The illegal construction of mountain bike tracks, jumps and structures is causing severe environmental damage to national parks and reserves. That damage is the direct result of the clearance of native vegetation and habitats, the disturbance and loss of natural soils and disruption of waterways.
The unapproved construction of tracks has been growing over recent decades, and most especially over the last couple of years. Each illegal track or series of jumps might ‘only’ affect a few hundred square metres of natural habitat, but the cumulative effect, especially in urban edge parks such as Royal or Ku-ring-gai Chase National Park, is the loss of thousands of hectares of national park.
Recent instances have shown that where they have permitted a local park to be destroyed by the installation of dirt jumps has brought out the bully in some users who chase others from using the jumps stating these places are 'their park', and even their parents have threatened any who oppose them.
Example of what has occurred in Crescent Reserve, Newport. The volunteer bushcarers who remonstrated with these mountain bike 'track builders' allege they were threatened by the youths and their parents and that police, wen called, did not appear and that the council ranger who did was similarly threatened. Image supplied
Those chased out of one park go and cut down plants and make holes and unauthorised tracks elsewhere, simply enlarging the scale of the perception of what's being permitted.
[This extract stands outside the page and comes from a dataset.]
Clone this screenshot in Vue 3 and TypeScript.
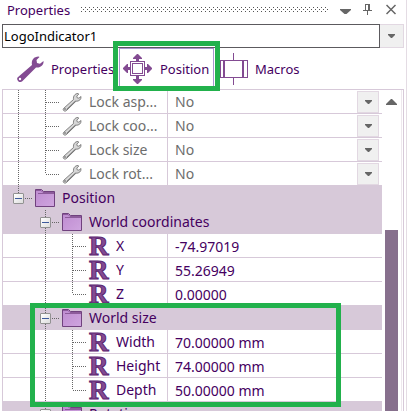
<script setup lang="ts">
import { ref } from 'vue'

type Guide = 'blank' | 'line' | 'tee' | 'elbow' | 'root' | 'node'
type Icon = 'wrench' | 'folder' | 'real'

interface Row {
  name: string
  guides: Guide[]
  icon: Icon
  kind: 'choice' | 'group' | 'text'
  value?: string
}

const choice = (name: string, last = false): Row => ({
  name, guides: ['line', last ? 'elbow' : 'tee'], icon: 'wrench', kind: 'choice', value: 'No',
})
const group = (name: string): Row => ({ name, guides: ['blank', 'node'], icon: 'folder', kind: 'group' })
const real = (name: string, value: string, last = false): Row => ({
  name, guides: ['blank', 'line', last ? 'elbow' : 'tee'], icon: 'real', kind: 'text', value,
})

const rows = ref<Row[]>([
  choice('Lock asp...'),
  choice('Lock coo...'),
  choice('Lock size'),
  choice('Lock rot...', true),
  { name: 'Position', guides: ['root'], icon: 'folder', kind: 'group' },
  group('World coordinates'),
  real('X', '-74.97019'),
  real('Y', '55.26949'),
  real('Z', '0.00000', true),
  group('World size'),
  real('Width', '70.00000 mm'),
  real('Height', '74.00000 mm'),
  real('Depth', '50.00000 mm', true),
  group('Rotation'),
])

const selected = ref('LogoIndicator1')

const isNode = (g: Guide) => g === 'root' || g === 'node'
const above = (g: Guide) => g !== 'blank'
const below = (g: Guide) => g === 'line' || g === 'tee' || g === 'node'
const branch = (g: Guide) => g === 'tee' || g === 'elbow' || isNode(g)
</script>

<template>
  <main class="panel">
    <header class="caption">
      <h1>Properties</h1>
      <svg class="grip" height="5" shape-rendering="crispEdges">
        <defs>
          <pattern id="grip-dots" width="4" height="4" patternUnits="userSpaceOnUse">
            <path d="M0 0h1v1H0zM2 2h1v1H2z" fill="#555" />
          </pattern>
        </defs>
        <rect width="100%" height="5" fill="url(#grip-dots)" />
      </svg>
      <button type="button" aria-label="Menu">
        <svg width="12" height="12" viewBox="0 0 12 12"><path d="M0 5h11v1l-4.500 4h-2L0 6z" fill="#666" /></svg>
      </button>
      <button type="button" aria-label="Pin">
        <svg width="12" height="12" viewBox="0 0 12 12" shape-rendering="crispEdges" fill="#666">
          <path d="M2 0h5v6h2v1H5v4H4V7H0V6h2zM3 1v5h2V1z" fill-rule="evenodd" />
        </svg>
      </button>
      <button type="button" aria-label="Close">
        <svg width="12" height="12" viewBox="0 0 12 12"><path d="M.5 1l9 9M9.500 1l-9 9" stroke="#666" stroke-width="1.500" /></svg>
      </button>
    </header>

    <div class="combo">
      <select v-model="selected" aria-label="Object">
        <option>LogoIndicator1</option>
      </select>
      <span class="drop"><svg width="7" height="4"><path d="M0 0h7v1L4 4H3L0 1z" fill="#666" /></svg></span>
    </div>

    <nav class="tabs">
      <button type="button" class="tab tab-first">
        <svg width="28" height="28" viewBox="0 0 28 28">
          <path d="M1.500 22.500L16 10C15 5 18 1.500 22.500 1.500l1 .5-3 3 .5 3 3 .8 3.500-2.800C28 9.500 25 13 20 12.500L6.500 26c-1 1-3 1.500-4 .5-1.200-1-1.800-3-1-4z" fill="#834b92" />
          <circle cx="4" cy="24" r="1.200" fill="#fff" />
        </svg>
        <span>Properties</span>
      </button>
      <button type="button" class="tab tab-active">
        <svg width="30" height="30" viewBox="0 0 30 30" fill="#834b92">
          <path d="M14 0h1l4 4v1h-3v3h-3V5h-3V4zM14 30h1l4-4v-1h-3v-3h-3v3h-3v1zM0 14v1l4 4h1v-3h3v-3H5v-3H4zM29 14v1l-4 4h-1v-3h-3v-3h3v-3h1z" />
          <path d="M7 7h15v15H7zM8 8v13h13V8zM9 9h11v11H9zM10 10v9h9v-9z" fill-rule="evenodd" shape-rendering="crispEdges" />
        </svg>
        <span>Position</span>
      </button>
      <button type="button" class="tab tab-last">
        <svg width="28" height="32" viewBox="0 0 28 32" fill="none" stroke="#834b92" shape-rendering="crispEdges">
          <path d="M.5 7.500h27v17H.5zM13.500 0v7M13.500 25v7" />
          <path d="M4 7v18M23 7v18" stroke-width="2" />
        </svg>
        <span>Macros</span>
      </button>
    </nav>

    <section class="grid">
      <table>
        <colgroup><col class="col-name" /><col /></colgroup>
        <tbody>
          <tr v-for="row in rows" :key="row.name" :class="row.kind">
            <th scope="row" :colspan="row.kind === 'group' ? 2 : 1">
              <div class="name">
                <span v-for="(g, i) in row.guides" :key="i" class="guide">
                  <svg width="27" height="24" shape-rendering="crispEdges">
                    <g stroke="#666" stroke-dasharray="1 1">
                      <path v-if="above(g)" d="M13.500 0v12" />
                      <path v-if="below(g)" d="M13.500 12v12" />
                      <path v-if="branch(g)" d="M14 12.500h14" />
                    </g>
                  </svg>
                  <button v-if="isNode(g)" type="button" class="expander" :aria-label="'Collapse ' + row.name"></button>
                </span>
                <span class="icon">
                  <svg v-if="row.icon === 'wrench'" width="20" height="20" viewBox="0 0 20 20">
                    <path d="M1.500 16.500L11.500 7.500C11 4 13 1.500 16 1.500l.8.600-2 2 .4 1.700 1.700.4L19 4.500C19.300 7.500 17 9.500 14 9.200L4.500 18.500c-1.500 1.500-4.200 0-3-2z" fill="#d6d6d6" stroke="#777" stroke-width=".9" />
                    <path d="M4.500 17.700l9-8.700" stroke="#555" stroke-width=".8" />
                    <circle cx="3" cy="17" r=".8" fill="#555" />
                  </svg>
                  <svg v-else-if="row.icon === 'folder'" width="20" height="20" viewBox="0 0 20 20">
                    <defs>
                      <linearGradient id="folder-face" x1="0" y1="0" x2="1" y2="1">
                        <stop offset="0" stop-color="#be8bd0" /><stop offset="1" stop-color="#cfa5df" />
                      </linearGradient>
                    </defs>
                    <path d="M.5 1.500h6l2 2h11v15H.5z" fill="url(#folder-face)" stroke="#70417e" />
                    <path d="M1 2.500h5l2 2h11M3 5.500h16" fill="none" stroke="#8d5b9b" />
                  </svg>
                  <span v-else class="letter">R</span>
                </span>
                <span class="label">{{ row.name }}</span>
              </div>
            </th>
            <td v-if="row.kind === 'choice'">
              <div class="choice-box">
                <select v-model="row.value" :aria-label="row.name">
                  <option>No</option>
                  <option>Yes</option>
                </select>
                <span class="drop"><svg width="7" height="4"><path d="M0 0h7v1L4 4H3L0 1z" fill="#666" /></svg></span>
              </div>
            </td>
            <td v-else-if="row.kind === 'text'">
              <input v-model="row.value" type="text" :aria-label="row.name" />
            </td>
          </tr>
        </tbody>
      </table>
      <div class="scroll">
        <button type="button" aria-label="Scroll up">
          <svg width="11" height="6"><path d="M5 0h1l5 5v1H0V5z" fill="#666" /></svg>
        </button>
        <div class="thumb"></div>
      </div>
      <div class="highlight"></div>
    </section>
  </main>
</template>

<style>
body {
  overflow: hidden;
}
</style>

<style scoped>
.panel {
  box-sizing: border-box;
  display: flex;
  flex-direction: column;
  height: 100vh;
  padding-left: 2px;
  padding-right: 2px;
  border-right: 1px solid #e4dce4;
  background: #fff;
  color: #45005f;
  font: 14px/20px "Noto Sans", sans-serif;
  overflow: hidden;
}
button, select, input {
  margin: 0;
  padding: 0;
  border: 0;
  border-radius: 0;
  background: none;
  color: inherit;
  font: inherit;
  outline: 0;
  appearance: none;
}
svg {
  display: block;
}
.caption {
  display: flex;
  align-items: center;
  height: 19px;
  flex: none;
  gap: 11px;
  padding: 0 6px 0 5px;
}
.caption h1 {
  margin: 0;
  font: inherit;
  font-size: 13px;
}
.grip {
  flex: 1;
  width: 0;
}
.combo {
  display: flex;
  flex: none;
  height: 24px;
  margin-top: 5px;
}
.combo select {
  flex: 1;
  border: 1px solid #5c5a5e;
  padding-left: 1px;
  color: #000;
  font-size: 13px;
}
.drop {
  box-sizing: border-box;
  display: flex;
  flex: none;
  align-items: center;
  justify-content: center;
  width: 22px;
  border: 1px solid #e2d8e2;
  background: #f0f0f0;
  pointer-events: none;
}
.combo .drop {
  width: 24px;
  border-left: 0;
}
.tabs {
  display: flex;
  flex: none;
  height: 41px;
  font-size: 13px;
}
.tab {
  display: flex;
  align-items: center;
  gap: 7px;
}
.tab-first {
  width: 117px;
  padding-left: 14px;
}
.tab-active {
  position: relative;
  width: 95px;
  border: 1px solid #a996cf;
  padding-left: 3px;
}
.tab-active::after {
  content: "";
  position: absolute;
  z-index: 2;
  inset: -8px -7px -3px -7px;
  border: 5px solid #22b14c;
}
.tab-last {
  padding-left: 6px;
}
.grid {
  position: relative;
  display: flex;
  flex: 1;
  min-height: 0;
  border: 1px solid #d7c9d9;
  border-bottom: 0;
}
table {
  flex: 1;
  align-self: flex-start;
  border-collapse: collapse;
  table-layout: fixed;
}
.col-name {
  width: 164px;
}
tr {
  height: 24px;
}
th, td {
  box-sizing: border-box;
  height: 24px;
  padding: 0;
  font-weight: 400;
  text-align: left;
  box-shadow: inset 0 -1px #d7c9d9;
}
td {
  box-shadow: inset 0 -1px #d7c9d9, inset 1px 0 #d7c9d9;
}
.group th {
  background: #d7c9d9;
}
.choice {
  color: #6d6d6d;
}
.name {
  display: flex;
  align-items: center;
  height: 24px;
  padding-left: 2px;
  white-space: nowrap;
}
.guide {
  display: grid;
  width: 27px;
  height: 24px;
}
.guide > * {
  grid-area: 1 / 1;
}
.guide svg {
  overflow: visible;
}
.expander {
  box-sizing: border-box;
  align-self: center;
  width: 11px;
  height: 11px;
  margin-left: 8px;
  border: 1px solid #929292;
  border-radius: 1px;
  background:
    linear-gradient(#3d5a9c, #3d5a9c) center / 7px 1px no-repeat,
    linear-gradient(135deg, #fff, #ddd);
}
.icon {
  display: flex;
  width: 20px;
  margin: 0 7px 0 3px;
}
.letter {
  width: 20px;
  color: #834b92;
  font: 700 27px/20px "Liberation Serif", serif;
  -webkit-text-stroke: 1px #5b2470;
}
.choice-box {
  display: flex;
  height: 22px;
  padding-right: 3px;
}
.choice-box select {
  flex: 1;
  padding-left: 8px;
}
td input {
  display: block;
  box-sizing: border-box;
  width: 100%;
  height: 22px;
  padding-left: 8px;
}
.scroll {
  display: flex;
  flex: none;
  flex-direction: column;
  width: 19px;
  margin-right: 1px;
  border-right: 1px solid #eee8ee;
}
.scroll button {
  display: flex;
  align-items: center;
  justify-content: center;
  height: 24px;
}
.thumb {
  flex: 1;
  margin: 116px 3px 0 3px;
  background: #87708d;
}
.highlight {
  position: absolute;
  box-sizing: border-box;
  left: 27px;
  top: 213px;
  width: 311px;
  height: 104px;
  border: 5px solid #22b14c;
  pointer-events: none;
}
</style>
Pittwater ward Greens Councillor Miranda Korzy has stated,
"I'm pleased to see that once again, the community has expressed its strong support for environmental protection in consultation for the Northern Beaches Open Space and Outdoor Rec Plan.
"However, I don’t believe this is reflected in some of the measures proposed in the report, particularly with regard to mountain bike tracks.
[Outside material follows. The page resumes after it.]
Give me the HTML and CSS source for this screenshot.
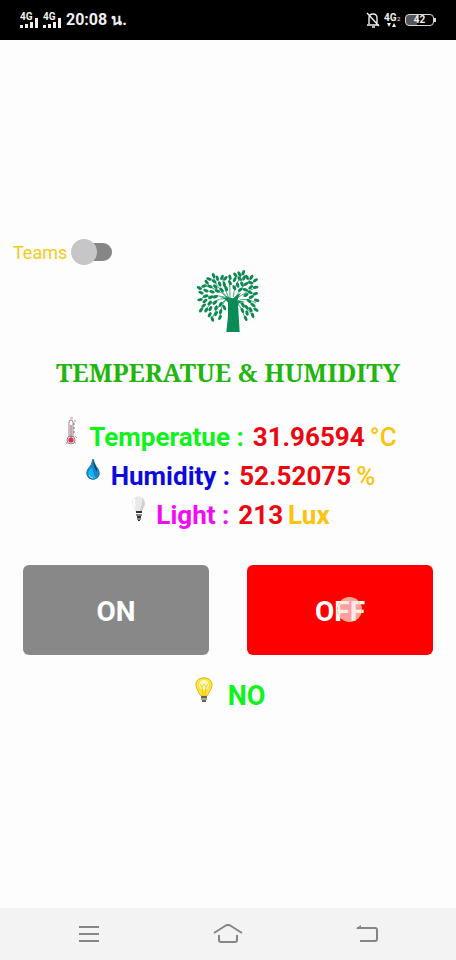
FILE: index.html
```html
<!DOCTYPE html>
<html lang="en">
<head>
<meta charset="utf-8">
<meta name="viewport" content="width=device-width, initial-scale=1">
<title>Temperatue &amp; Humidity</title>
<link rel="stylesheet" href="styles.css">
</head>
<body>
<header class="status">
  <div class="status-group">
    <svg class="signal" viewBox="0 0 42 20" role="img" aria-label="Signal strength">
      <g fill="#f0f0f0">
        <path d="M0 15h3v3H0zM5 14h3v4H5zM10 12h3v6h-3zM15 8h3v10h-3zM23 15h3v3h-3zM28 14h3v4h-3zM33 12h3v6h-3zM38 8h3v10h-3z"/>
        <text x="0" y="10" class="net">4G</text>
        <text x="23" y="10" class="net">4G</text>
      </g>
    </svg>
    <span class="clock">20:08 น.</span>
  </div>
  <div class="status-group status-right">
    <svg class="bell" viewBox="0 0 14 16" fill="none" stroke="#f0f0f0" stroke-width="1.4" aria-hidden="true">
      <path d="M1 13h12M3 12V6q0-4 4-4t4 4v6M1 1l12 13M6 15h3"/>
    </svg>
    <svg class="mobile" viewBox="0 0 17 16" fill="#f0f0f0" role="img" aria-label="4G SIM 2">
      <text x="0" y="9" class="net">4G</text>
      <text x="13" y="9" class="sim">2</text>
      <path d="M3 11h4l-2 4zM8 15h4l-2-4z"/>
    </svg>
    <span class="battery">42</span>
  </div>
</header>

<main class="screen">
  <label class="teams">Teams <input class="switch" type="checkbox" role="switch"></label>

  <svg class="tree" viewBox="24 20 192 192" aria-hidden="true">
    <defs><ellipse id="leaf" rx="8.5" ry="4.6"/></defs>
    <g fill="none" stroke="#169260" stroke-width="2.4">
      <path d="M124 112Q98 92 42 106M118 106Q90 78 48 70M112 98Q84 72 76 44M122 106Q106 72 104 48M126 106Q126 72 124 46M136 104Q138 72 164 32M140 108Q158 76 190 48M142 110Q168 92 206 74M146 116Q176 104 204 122M148 118Q172 128 196 164M116 108Q76 108 52 142M120 110Q92 122 74 164M114 110Q100 128 96 160M145 118Q162 136 170 164"/>
    </g>
    <path fill="#0b8b55" d="M110 99Q125 108 135 108Q146 98 159 91Q149 104 148 117Q162 114 171 120Q153 119 150 126L155 209H115Q122 165 120 121Q113 109 97 103Q113 106 117 108Z"/>
    <g fill="#0c8853">
      <use href="#leaf" transform="translate(34 77) rotate(25)"/>
      <use href="#leaf" transform="translate(48 71) rotate(-15)"/>
      <use href="#leaf" transform="translate(56 60) rotate(50)"/>
      <use href="#leaf" transform="translate(63 50) rotate(15)"/>
      <use href="#leaf" transform="translate(77 40) rotate(65)"/>
      <use href="#leaf" transform="translate(78 57) rotate(35)"/>
      <use href="#leaf" transform="translate(88 48) rotate(75)"/>
      <use href="#leaf" transform="translate(102 45) rotate(-65)"/>
      <use href="#leaf" transform="translate(112 48) rotate(-45)"/>
      <use href="#leaf" transform="translate(126 45) rotate(75)"/>
      <use href="#leaf" transform="translate(126 61) rotate(60)"/>
      <use href="#leaf" transform="translate(140 52) rotate(-65)"/>
      <use href="#leaf" transform="translate(142 38) rotate(50)"/>
      <use href="#leaf" transform="translate(154 35) rotate(60)"/>
      <use href="#leaf" transform="translate(166 31) rotate(-70)"/>
      <use href="#leaf" transform="translate(155 49) rotate(45)"/>
      <use href="#leaf" transform="translate(168 47) rotate(-60)"/>
      <use href="#leaf" transform="translate(177 45) rotate(60)"/>
      <use href="#leaf" transform="translate(190 45) rotate(-55)"/>
      <use href="#leaf" transform="translate(202 54) rotate(-35)"/>
      <use href="#leaf" transform="translate(188 61) rotate(15)"/>
      <use href="#leaf" transform="translate(203 75) rotate(-5)"/>
      <use href="#leaf" transform="translate(188 75) rotate(-40)"/>
      <use href="#leaf" transform="translate(174 65) rotate(-30)"/>
      <use href="#leaf" transform="translate(162 65) rotate(65)"/>
      <use href="#leaf" transform="translate(149 68) rotate(75)"/>
      <use href="#leaf" transform="translate(139 76) rotate(60)"/>
      <use href="#leaf" transform="translate(157 82) rotate(-35)"/>
      <use href="#leaf" transform="translate(172 82) rotate(15)"/>
      <use href="#leaf" transform="translate(186 90) rotate(20)"/>
      <use href="#leaf" transform="translate(202 94) rotate(-15)"/>
      <use href="#leaf" transform="translate(190 104) rotate(-25)"/>
      <use href="#leaf" transform="translate(206 114) rotate(15)"/>
      <use href="#leaf" transform="translate(174 98) rotate(-25)"/>
      <use href="#leaf" transform="translate(183 116) rotate(35)"/>
      <use href="#leaf" transform="translate(195 128) rotate(35)"/>
      <use href="#leaf" transform="translate(204 142) rotate(35)"/>
      <use href="#leaf" transform="translate(188 142) rotate(60)"/>
      <use href="#leaf" transform="translate(176 135) rotate(45)"/>
      <use href="#leaf" transform="translate(165 128) rotate(60)"/>
      <use href="#leaf" transform="translate(163 144) rotate(65)"/>
      <use href="#leaf" transform="translate(177 152) rotate(75)"/>
      <use href="#leaf" transform="translate(194 159) rotate(70)"/>
      <use href="#leaf" transform="translate(173 168) rotate(65)"/>
      <use href="#leaf" transform="translate(39 91) rotate(25)"/>
      <use href="#leaf" transform="translate(54 85) rotate(25)"/>
      <use href="#leaf" transform="translate(66 72) rotate(25)"/>
      <use href="#leaf" transform="translate(82 73) rotate(45)"/>
      <use href="#leaf" transform="translate(95 65) rotate(65)"/>
      <use href="#leaf" transform="translate(109 66) rotate(75)"/>
      <use href="#leaf" transform="translate(115 79) rotate(70)"/>
      <use href="#leaf" transform="translate(101 83) rotate(45)"/>
      <use href="#leaf" transform="translate(88 86) rotate(20)"/>
      <use href="#leaf" transform="translate(72 88) rotate(15)"/>
      <use href="#leaf" transform="translate(53 101) rotate(-15)"/>
      <use href="#leaf" transform="translate(36 112) rotate(-10)"/>
      <use href="#leaf" transform="translate(51 116) rotate(-35)"/>
      <use href="#leaf" transform="translate(68 105) rotate(-25)"/>
      <use href="#leaf" transform="translate(82 103) rotate(-15)"/>
      <use href="#leaf" transform="translate(65 122) rotate(-45)"/>
      <use href="#leaf" transform="translate(47 130) rotate(-40)"/>
      <use href="#leaf" transform="translate(39 143) rotate(-55)"/>
      <use href="#leaf" transform="translate(55 143) rotate(-55)"/>
      <use href="#leaf" transform="translate(67 139) rotate(-60)"/>
      <use href="#leaf" transform="translate(81 121) rotate(-40)"/>
      <use href="#leaf" transform="translate(84 137) rotate(-65)"/>
      <use href="#leaf" transform="translate(98 126) rotate(-60)"/>
      <use href="#leaf" transform="translate(109 136) rotate(65)"/>
      <use href="#leaf" transform="translate(98 148) rotate(-75)"/>
      <use href="#leaf" transform="translate(84 154) rotate(-65)"/>
      <use href="#leaf" transform="translate(65 157) rotate(-60)"/>
      <use href="#leaf" transform="translate(96 165) rotate(-65)"/>
      <use href="#leaf" transform="translate(73 170) rotate(70)"/>
    </g>
  </svg>

  <h1 class="title">TEMPERATUE &amp; HUMIDITY</h1>

  <section class="readings" aria-label="Readings">
    <p class="reading">
      <svg class="icon" viewBox="0 0 16 28" aria-hidden="true">
        <path d="M6 20V5q0-2 2-2t2 2v15" fill="#fff" stroke="#888"/>
        <circle cx="8" cy="23" r="4" fill="#eee" stroke="#888"/>
        <circle cx="8" cy="23" r="2.6" fill="#e92845"/>
        <path d="M8 22V8" stroke="#b9606c" stroke-width="1.2"/>
        <path d="M10 7h2M10 11h2M10 15h2" stroke="#777"/>
        <path d="M7 1h3M12 3v2M12 19l2 2M3 25l1 2M12 26h1" stroke="#f4798a"/>
      </svg>
      <span class="name temp">Temperatue :</span><span class="value">31.96594</span><span class="unit">°C</span>
    </p>
    <p class="reading">
      <svg class="icon" viewBox="0 0 16 28" aria-hidden="true">
        <path d="M8 3Q10 10 13 13Q16 19 12 22Q8 25 4 22Q0 18 3 13Q7 9 8 3Z" fill="#1687cb" stroke="#155f8c" stroke-width=".8"/>
        <path d="M7 11Q1 17 4 20L8 23L11 22Q8 18 7 11Z" fill="#14b5ef"/>
        <path d="M8 4Q9 12 12 16L12 13Z" fill="#123f66"/>
        <path d="M4 19q1 3 4 3" fill="none" stroke="#93e3ff"/>
      </svg>
      <span class="name humid">Humidity :</span><span class="value">52.52075</span><span class="unit">%</span>
    </p>
    <p class="reading">
      <svg class="icon" viewBox="0 0 16 28" aria-hidden="true">
        <path d="M3 4Q8-1 13 3Q17 7 14 12L12 18H6L3 10Q1 7 3 4Z" fill="#e9e9e9"/>
        <path d="M12 3Q16 6 14 11L12 17H9Q13 10 12 3Z" fill="#cfcfcf"/>
        <path d="M5 4Q3 7 5 11" fill="none" stroke="#fff" stroke-width="2"/>
        <path d="M6 17h6M7 22h4M8 25h2" stroke="#333" stroke-width="2"/>
        <path d="M6 20h6M7 24h4" stroke="#888" stroke-width="2"/>
      </svg>
      <span class="name light">Light :</span><span class="value">213</span><span class="unit heavy">Lux</span>
    </p>
  </section>

  <div class="actions">
    <button class="btn" type="button">ON</button>
    <button class="btn btn-off" type="button">OFF<span class="touch"></span></button>
  </div>

  <p class="state">
    <svg class="lamp" viewBox="0 0 18 28" aria-hidden="true">
      <path d="M5 18L2 12Q-1 5 4 2Q9-1 14 2Q19 6 16 12L12 19H6Z" fill="#ffe52d" stroke="#d8b53c"/>
      <circle cx="9" cy="8" r="5" fill="#fff8b9"/>
      <path d="M5 7l2 3 2-3 2 3 2-3M7 10l1 8M11 10l-1 8" fill="none" stroke="#e3bd24" stroke-width=".8"/>
      <path d="M6 20h6M7 24h4" stroke="#626262" stroke-width="2"/>
      <path d="M6 22h6" stroke="#b5a77b" stroke-width="2"/>
    </svg>
    <span>NO</span>
  </p>
</main>

<nav class="navbar" aria-label="System">
  <button class="nav-btn" type="button" aria-label="Recent apps">
    <svg class="nav-icon" viewBox="0 0 30 20"><path d="M5 3h20M5 10h20M5 17h20"/></svg>
  </button>
  <button class="nav-btn" type="button" aria-label="Home">
    <svg class="nav-icon" viewBox="0 0 30 20"><path d="M1 9L12 2Q15 0 18 2L29 9M6 11v5q0 2 2 2h14q2 0 2-2v-5"/></svg>
  </button>
  <button class="nav-btn" type="button" aria-label="Back">
    <svg class="nav-icon" viewBox="0 0 30 20"><path d="M5 4h18q2 0 2 2v9q0 2-2 2H8"/><path class="tip" d="M4 4.5L9 1v3.5z"/></svg>
  </button>
</nav>
</body>
</html>
```

FILE: styles.css
```css
* {
  box-sizing: border-box;
}

body {
  margin: 0;
  min-height: 100vh;
  display: flex;
  flex-direction: column;
  background: #fdfdfd;
  font-family: Roboto, "Noto Sans", "Liberation Sans", sans-serif;
}

h1,
p {
  margin: 0;
}

.status {
  height: 40px;
  padding: 0 22px 0 20px;
  display: flex;
  align-items: center;
  justify-content: space-between;
  background: #000;
  color: #f0f0f0;
}

.status-group {
  display: flex;
  align-items: center;
  gap: 4px;
}

.signal {
  width: 42px;
  height: 20px;
}

.net {
  font-size: 10px;
  font-weight: 700;
}

.sim {
  font-size: 6px;
}

.clock {
  font-size: 16px;
  font-weight: 700;
  line-height: 20px;
}

.bell {
  width: 14px;
  height: 16px;
}

.mobile {
  width: 17px;
  height: 16px;
}

.battery {
  position: relative;
  width: 29px;
  height: 12px;
  border: 1px solid #d8d8d8;
  border-radius: 4px;
  background: linear-gradient(90deg, #555 42%, #000 42%);
  font-size: 10px;
  font-weight: 700;
  line-height: 10px;
  text-align: center;
}

.battery::after {
  content: "";
  position: absolute;
  top: 3px;
  right: -3px;
  width: 2px;
  height: 4px;
  background: #d8d8d8;
}

.screen {
  flex: 1;
  display: flex;
  flex-direction: column;
  align-items: center;
  padding: 198px 23px 0;
}

.teams {
  align-self: flex-start;
  margin-left: -10px;
  height: 28px;
  display: flex;
  align-items: center;
  gap: 4px;
  color: #f2cb16;
  font-size: 18px;
}

.switch {
  appearance: none;
  position: relative;
  width: 41px;
  height: 18px;
  margin: 0;
  border-radius: 9px;
  background: linear-gradient(90deg, transparent 30%, #868686 30%);
}

.switch::before {
  content: "";
  position: absolute;
  top: -4px;
  left: 0;
  width: 26px;
  height: 26px;
  border-radius: 50%;
  background: #c6c6c8;
}

.switch:checked::before {
  left: 15px;
}

.tree {
  width: 64px;
  height: 64px;
  margin-top: 3px;
}

.title {
  margin-top: 22px;
  color: #22b50e;
  font-family: "Noto Serif", "Liberation Serif", serif;
  font-size: 25px;
  font-weight: 700;
  line-height: 34px;
  white-space: nowrap;
}

.readings {
  margin-top: 28px;
  padding-left: 4px;
  display: flex;
  flex-direction: column;
  align-items: center;
}

.reading {
  display: flex;
  height: 39px;
  font-size: 26px;
  font-weight: 700;
  line-height: 41px;
  white-space: nowrap;
}

.icon {
  width: 16px;
  height: 28px;
  margin-right: 10px;
}

.name {
  margin-right: 9px;
}

.temp {
  color: #0df31b;
}

.humid {
  color: #0b0bdd;
}

.light {
  color: #f40af4;
}

.value {
  margin-right: 5px;
  color: #ec0710;
}

.unit {
  color: #fcc30b;
  font-weight: 500;
}

.heavy {
  font-weight: 700;
}

.actions {
  align-self: stretch;
  margin-top: 31px;
  display: grid;
  grid-template-columns: 1fr 1fr;
  gap: 38px;
}

.btn {
  position: relative;
  height: 90px;
  padding: 2px 0 0;
  border: 0;
  border-radius: 6px;
  background: #888;
  color: #fff;
  font: 700 28px Roboto, "Liberation Sans", sans-serif;
}

.btn-off {
  background: #f00;
}

.touch {
  position: absolute;
  top: 32px;
  left: 90px;
  width: 25px;
  height: 25px;
  border: 1px dashed #dfc34b;
  border-radius: 50%;
  background: rgb(255 225 225 / 70%);
}

.state {
  margin-top: 22px;
  padding-left: 4px;
  display: flex;
  gap: 15px;
  color: #0df31b;
  font-size: 27px;
  font-weight: 700;
  line-height: 38px;
}

.lamp {
  width: 18px;
  height: 28px;
}

.navbar {
  height: 52px;
  padding: 0 20px;
  display: grid;
  grid-template-columns: repeat(3, 1fr);
  background: #f3f3f3;
}

.nav-btn {
  display: grid;
  place-items: center;
  padding: 0;
  border: 0;
  background: none;
}

.nav-icon {
  width: 30px;
  height: 20px;
  fill: none;
  stroke: #858585;
  stroke-width: 2;
}

.nav-icon .tip {
  fill: #858585;
  stroke: none;
}
```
“National parks and bush reserves have been created to protect habitat and biodiversity and are widely valued for the opportunities they provide for low-impact recreation such as bushwalking.
“I am particularly concerned about the plan’s proposal for the council to work with the National Parks and Wildlife Service about “regional trail opportunities” for mountain biking and horse riding.
“The damage to local bushland and Aboriginal sites caused by mountain bike trails and jumps in recent years has been extensive and I believe this activity is inconsistent with the national parks’ conservation role.
“I therefore don’t support the proposed formalisation of unauthorised mountain bike tracks at locations such as Ingleside Chase Reserve or Manly Dam, nor at smaller local sites such as Trafalgar Park, in Newport, where space is at a premium.
“We should be looking at less sensitive land - that might be close to bushland but already degraded - to create new trails."
No one group ever owned a park in Pittwater or Manly prior to what would eventuate, as already experienced, through the Final Draft of the Northern Beaches Council's Open Space and Outdoor Recreation Strategy - it simply wasn't part of the mindset of the community.
Nor did residents consider their selves more important than the wildlife and plant life they live alongside - the opposite was what prevailed.
In the section What the community value and appreciate (p74), it is significant that a high number of residents appreciate access to nature, views of nature and protection and preservation of bushland.
As one resident has stated to Pittwater Online; ''I’m an avid cyclist, but also an avid supporter of protected and viable natural ecosystems. I would caution that MTBs in National Parks and local bush reserves are a step too far. The principle inferred for these places is ‘passive’ not ‘active’ recreation.''
Forcing on the community that which will destroy the habitat alongside of the tributaries and creeks streams, and will destroy the safety and peace of wildlife and other residents, and will destroy the common ground that is at the core of our communal village greens, is at odds with what has already been forwarded by the community and formed part of Council's original document.
All Councillors, except Cr Glanville and Cr Korzy who voted Against the proposal, and Cr Regan and Cr Ryburn who were absent, voted FOR the formalisation of illegally cleared and unauthorised trails at Manly Dam War Memorial Park (Manly Dam), the Mona Vale Downhill mountain bike trail in Ingleside Chase Reserve, at Whitney Reserve at Mona Vale, Deep Creek at North Narrabeen (known as Mt Narra to mountain bike riders), and in Trafalgar Reserve at Newport at the December 13, 2022 Council Meeting.
Councillor Stuart Sprott declared what was listed as a ''not significant non-pecuniary interest in relation to Item 13.3 and will remain in the meeting for the discussion and voting on this item''. The reason provided was: “I am a mountain bike rider.”
Cr. Sprott also spoke in support of the Item, explaining he had been one of those people who cut illegal tracks as a young person but opined that with education young residents could be made aware of the problem they cause in the environments they destroy building illegal tracks.